(Pages as source code)
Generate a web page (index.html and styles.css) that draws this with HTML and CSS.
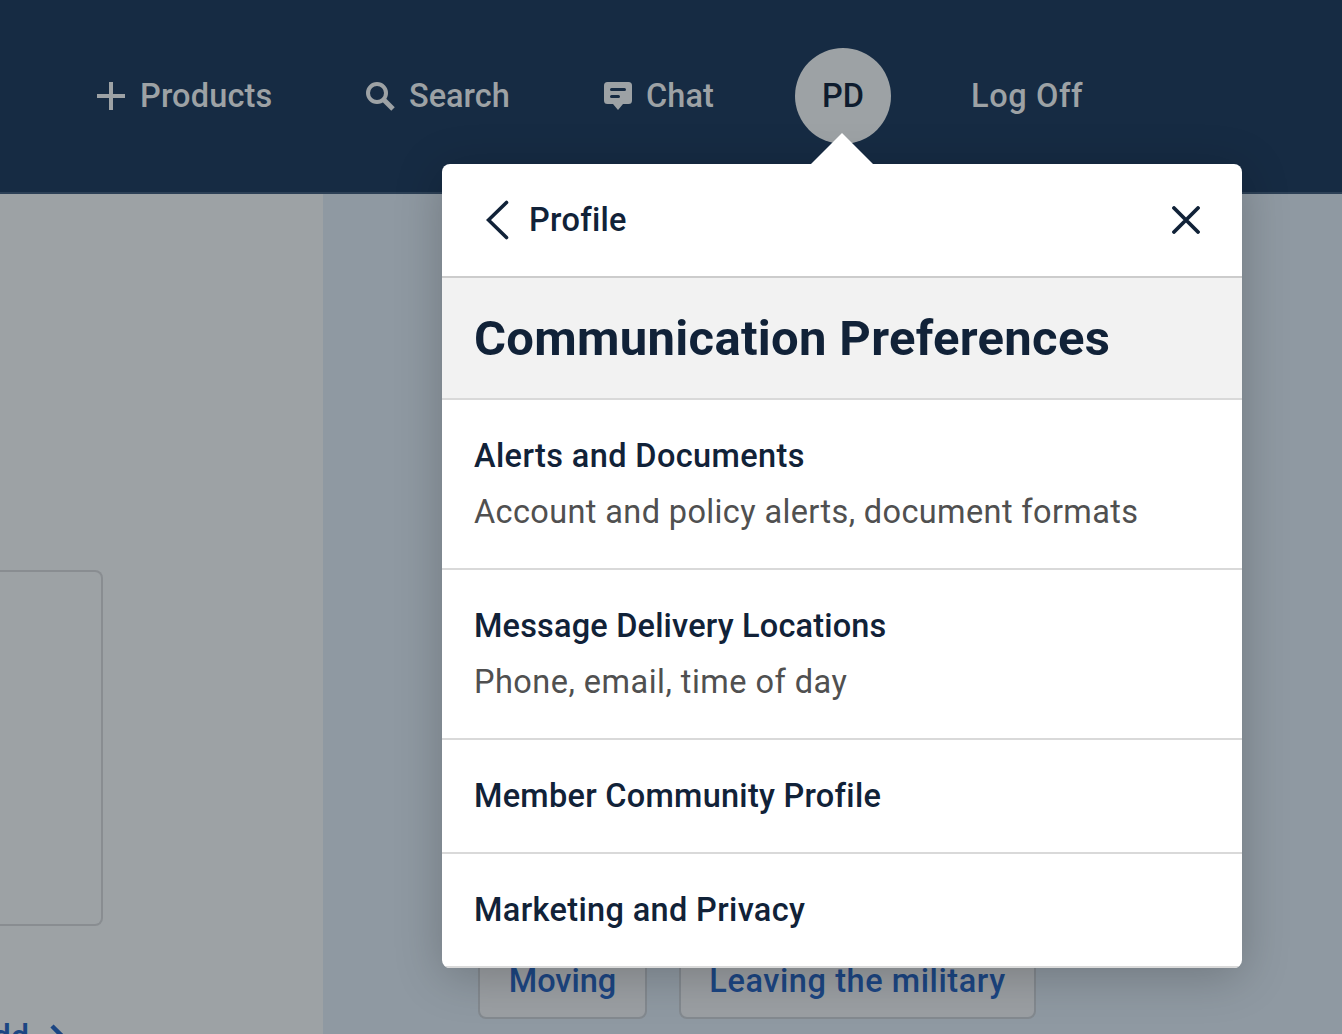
FILE: index.html
```
<!DOCTYPE html>
<html lang="en">
<head>
<meta charset="utf-8">
<title>Communication Preferences</title>
<link rel="stylesheet" href="styles.css">
</head>
<body>
<header class="header">
  <nav class="nav">
    <a class="nav-item products"><svg class="icon" width="28" height="28" viewBox="0 0 28 28"><path d="M14 0v28M0 14h28" stroke="currentColor" stroke-width="4"/></svg><span>Products</span></a>
    <a class="nav-item search"><svg class="icon" width="30" height="30" viewBox="0 0 30 30" fill="none" stroke="currentColor"><circle cx="11" cy="12" r="9" stroke-width="4"/><path d="M17.500 18.500l9.500 9.500" stroke-width="5"/></svg><span>Search</span></a>
    <a class="nav-item chat"><svg class="icon" width="28" height="28" viewBox="0 0 28 28"><path d="M3.500 0h21A3.500 3.500 0 0 1 28 3.500v15a3.500 3.500 0 0 1-3.500 3.500h-5.500l-5 6-5-6H3.500A3.500 3.500 0 0 1 0 18.500v-15A3.500 3.500 0 0 1 3.500 0z" fill="currentColor"/><path d="M7.500 7.500h13M7.500 14.500h7" stroke="#162b43" stroke-width="3" stroke-linecap="round"/></svg><span>Chat</span></a>
    <a class="avatar"><span>PD</span></a>
    <a class="nav-item logoff"><span>Log Off</span></a>
  </nav>
</header>
<main class="main">
  <section class="left">
    <div class="card"></div>
    <a class="add"><span>Add</span><svg width="16" height="26" viewBox="0 0 16 26" fill="none"><path d="M2 2l11 11L2 24" stroke="currentColor" stroke-width="4.500"/></svg></a>
  </section>
  <section class="right">
    <a class="chip moving"><span>Moving</span></a>
    <a class="chip leaving"><span>Leaving the military</span></a>
  </section>
</main>
<div class="popover">
  <svg class="arrow" width="64" height="32" viewBox="0 0 64 32"><path d="M0 32L32 0l32 32z" fill="#fff"/></svg>
  <div class="top">
    <svg width="24" height="40" viewBox="0 0 24 40" fill="none"><path d="M20.500 2.500L2.500 20l18 17.500" stroke="currentColor" stroke-width="3.600" stroke-linecap="round"/></svg>
    <span class="profile">Profile</span>
    <svg class="close" width="28" height="28" viewBox="0 0 28 28"><path d="M2 2l24 24M26 2L2 26" stroke="currentColor" stroke-width="3.800" stroke-linecap="round"/></svg>
  </div>
  <h1 class="title"><span>Communication Preferences</span></h1>
  <ul class="list">
    <li class="row"><span class="name alerts">Alerts and Documents</span><span class="note account">Account and policy alerts, document formats</span></li>
    <li class="row"><span class="name message">Message Delivery Locations</span><span class="note phone">Phone, email, time of day</span></li>
    <li class="row"><span class="name member">Member Community Profile</span></li>
    <li class="row"><span class="name marketing">Marketing and Privacy</span></li>
  </ul>
</div>
</body>
</html>
```
FILE: styles.css
```
* { box-sizing: border-box; }
body {
  margin: 0;
  width: 1342px;
  height: 1034px;
  overflow: hidden;
  position: relative;
  font: 500 32.500px/40px Roboto, "Liberation Sans", sans-serif;
  color: #112238;
  background: #8f99a2;
}
a, span { white-space: nowrap; }
svg { flex: none; display: block; }
.header {
  height: 194px;
  background: #162b43;
  border-bottom: 2px solid #2c4056;
}
.nav { display: flex; align-items: center; height: 192px; padding-left: 97px; color: #9da2a5; }
.nav-item { display: flex; align-items: center; }
.products { width: 269px; gap: 15px; letter-spacing: .15px; }
.search { width: 238px; gap: 13px; letter-spacing: 0; }
.chat { width: 191px; gap: 14px; letter-spacing: .1px; }
.avatar {
  width: 96px; height: 96px;
  border-radius: 50%;
  background: #9da2a5;
  color: #0e1c2e;
  display: flex; align-items: center; justify-content: center;
}
.logoff { margin-left: 80px; letter-spacing: .6px; }
.main { display: flex; height: 840px; }
.left { width: 323px; background: #9da2a5; padding-top: 376px; }
.card {
  width: 103px; height: 356px;
  border: 2px solid #898d91;
  border-left: 0;
  border-radius: 0 8px 8px 0;
}
.add { display: flex; align-items: center; gap: 21px; margin: 91px 0 0 -29px; color: #1c4683; }
.right { flex: 1; display: flex; align-items: flex-end; gap: 32px; padding: 0 0 15px 155px; }
.chip {
  height: 76px;
  border: 2px solid #83898f;
  border-radius: 8px;
  background: #9b9fa3;
  color: #1c4683;
  display: flex; align-items: center; justify-content: center;
}
.moving { width: 169px; }
.leaving { width: 357px; letter-spacing: .58px; }
.popover {
  position: absolute;
  left: 442px; top: 164px;
  width: 800px; height: 804px;
  background: #fff;
  border-radius: 8px;
  box-shadow: 0 8px 48px rgba(0, 0, 0, .22);
}
.arrow { position: absolute; left: 368px; top: -31px; }
.top { display: flex; align-items: center; height: 114px; padding: 0 42px 0 44px; border-bottom: 2px solid #ccc; }
.profile { margin-left: 19px; letter-spacing: .3px; }
.close { margin-left: auto; }
.title {
  margin: 0;
  height: 122px;
  padding-left: 32px;
  background: #f2f2f2;
  border-bottom: 2px solid #d9d9d9;
  font: 700 49px/121px Roboto, "Liberation Sans", sans-serif;
  letter-spacing: .3px;
}
.list { list-style: none; margin: 0; padding: 0; border-radius: 0 0 8px 8px; overflow: hidden; }
.row { padding: 36px 32px; border-bottom: 2px solid #d9d9d9; }
.name, .note { display: block; }
.note { margin-top: 16px; font-weight: 400; color: #505050; }
.alerts { letter-spacing: .38px; }
.message { letter-spacing: .18px; }
.member { letter-spacing: .27px; }
.marketing { letter-spacing: .35px; }
.account { letter-spacing: .37px; }
.phone { letter-spacing: .47px; }
```
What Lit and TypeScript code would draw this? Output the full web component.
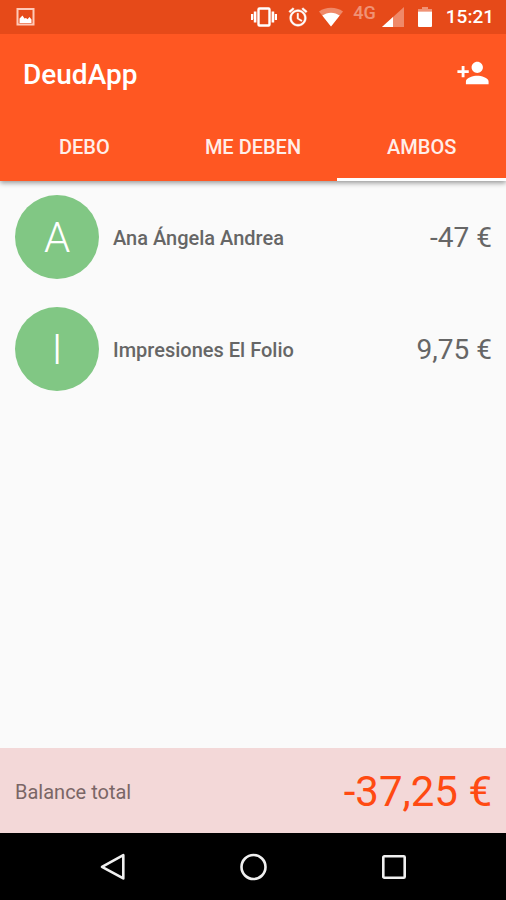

TASK DIRECTIONS –
The pictures should not be reproduced; quote all of the other material exactly.

RESULT OF THIS TASK –
Generate a web page (index.html and styles.css) that draws this with HTML and CSS.
FILE: index.html
```
<!DOCTYPE html>
<html lang="en">
<head>
<meta charset="utf-8">
<title>Communication Preferences</title>
<link rel="stylesheet" href="styles.css">
</head>
<body>
<header class="header">
  <nav class="nav">
    <a class="nav-item products"><svg class="icon" width="28" height="28" viewBox="0 0 28 28"><path d="M14 0v28M0 14h28" stroke="currentColor" stroke-width="4"/></svg><span>Products</span></a>
    <a class="nav-item search"><svg class="icon" width="30" height="30" viewBox="0 0 30 30" fill="none" stroke="currentColor"><circle cx="11" cy="12" r="9" stroke-width="4"/><path d="M17.500 18.500l9.500 9.500" stroke-width="5"/></svg><span>Search</span></a>
    <a class="nav-item chat"><svg class="icon" width="28" height="28" viewBox="0 0 28 28"><path d="M3.500 0h21A3.500 3.500 0 0 1 28 3.500v15a3.500 3.500 0 0 1-3.500 3.500h-5.500l-5 6-5-6H3.500A3.500 3.500 0 0 1 0 18.500v-15A3.500 3.500 0 0 1 3.500 0z" fill="currentColor"/><path d="M7.500 7.500h13M7.500 14.500h7" stroke="#162b43" stroke-width="3" stroke-linecap="round"/></svg><span>Chat</span></a>
    <a class="avatar"><span>PD</span></a>
    <a class="nav-item logoff"><span>Log Off</span></a>
  </nav>
</header>
<main class="main">
  <section class="left">
    <div class="card"></div>
    <a class="add"><span>Add</span><svg width="16" height="26" viewBox="0 0 16 26" fill="none"><path d="M2 2l11 11L2 24" stroke="currentColor" stroke-width="4.500"/></svg></a>
  </section>
  <section class="right">
    <a class="chip moving"><span>Moving</span></a>
    <a class="chip leaving"><span>Leaving the military</span></a>
  </section>
</main>
<div class="popover">
  <svg class="arrow" width="64" height="32" viewBox="0 0 64 32"><path d="M0 32L32 0l32 32z" fill="#fff"/></svg>
  <div class="top">
    <svg width="24" height="40" viewBox="0 0 24 40" fill="none"><path d="M20.500 2.500L2.500 20l18 17.500" stroke="currentColor" stroke-width="3.600" stroke-linecap="round"/></svg>
    <span class="profile">Profile</span>
    <svg class="close" width="28" height="28" viewBox="0 0 28 28"><path d="M2 2l24 24M26 2L2 26" stroke="currentColor" stroke-width="3.800" stroke-linecap="round"/></svg>
  </div>
  <h1 class="title"><span>Communication Preferences</span></h1>
  <ul class="list">
    <li class="row"><span class="name alerts">Alerts and Documents</span><span class="note account">Account and policy alerts, document formats</span></li>
    <li class="row"><span class="name message">Message Delivery Locations</span><span class="note phone">Phone, email, time of day</span></li>
    <li class="row"><span class="name member">Member Community Profile</span></li>
    <li class="row"><span class="name marketing">Marketing and Privacy</span></li>
  </ul>
</div>
</body>
</html>
```
FILE: styles.css
```
* { box-sizing: border-box; }
body {
  margin: 0;
  width: 1342px;
  height: 1034px;
  overflow: hidden;
  position: relative;
  font: 500 32.500px/40px Roboto, "Liberation Sans", sans-serif;
  color: #112238;
  background: #8f99a2;
}
a, span { white-space: nowrap; }
svg { flex: none; display: block; }
.header {
  height: 194px;
  background: #162b43;
  border-bottom: 2px solid #2c4056;
}
.nav { display: flex; align-items: center; height: 192px; padding-left: 97px; color: #9da2a5; }
.nav-item { display: flex; align-items: center; }
.products { width: 269px; gap: 15px; letter-spacing: .15px; }
.search { width: 238px; gap: 13px; letter-spacing: 0; }
.chat { width: 191px; gap: 14px; letter-spacing: .1px; }
.avatar {
  width: 96px; height: 96px;
  border-radius: 50%;
  background: #9da2a5;
  color: #0e1c2e;
  display: flex; align-items: center; justify-content: center;
}
.logoff { margin-left: 80px; letter-spacing: .6px; }
.main { display: flex; height: 840px; }
.left { width: 323px; background: #9da2a5; padding-top: 376px; }
.card {
  width: 103px; height: 356px;
  border: 2px solid #898d91;
  border-left: 0;
  border-radius: 0 8px 8px 0;
}
.add { display: flex; align-items: center; gap: 21px; margin: 91px 0 0 -29px; color: #1c4683; }
.right { flex: 1; display: flex; align-items: flex-end; gap: 32px; padding: 0 0 15px 155px; }
.chip {
  height: 76px;
  border: 2px solid #83898f;
  border-radius: 8px;
  background: #9b9fa3;
  color: #1c4683;
  display: flex; align-items: center; justify-content: center;
}
.moving { width: 169px; }
.leaving { width: 357px; letter-spacing: .58px; }
.popover {
  position: absolute;
  left: 442px; top: 164px;
  width: 800px; height: 804px;
  background: #fff;
  border-radius: 8px;
  box-shadow: 0 8px 48px rgba(0, 0, 0, .22);
}
.arrow { position: absolute; left: 368px; top: -31px; }
.top { display: flex; align-items: center; height: 114px; padding: 0 42px 0 44px; border-bottom: 2px solid #ccc; }
.profile { margin-left: 19px; letter-spacing: .3px; }
.close { margin-left: auto; }
.title {
  margin: 0;
  height: 122px;
  padding-left: 32px;
  background: #f2f2f2;
  border-bottom: 2px solid #d9d9d9;
  font: 700 49px/121px Roboto, "Liberation Sans", sans-serif;
  letter-spacing: .3px;
}
.list { list-style: none; margin: 0; padding: 0; border-radius: 0 0 8px 8px; overflow: hidden; }
.row { padding: 36px 32px; border-bottom: 2px solid #d9d9d9; }
.name, .note { display: block; }
.note { margin-top: 16px; font-weight: 400; color: #505050; }
.alerts { letter-spacing: .38px; }
.message { letter-spacing: .18px; }
.member { letter-spacing: .27px; }
.marketing { letter-spacing: .35px; }
.account { letter-spacing: .37px; }
.phone { letter-spacing: .47px; }
```
What Lit and TypeScript code would draw this? Output the full web component.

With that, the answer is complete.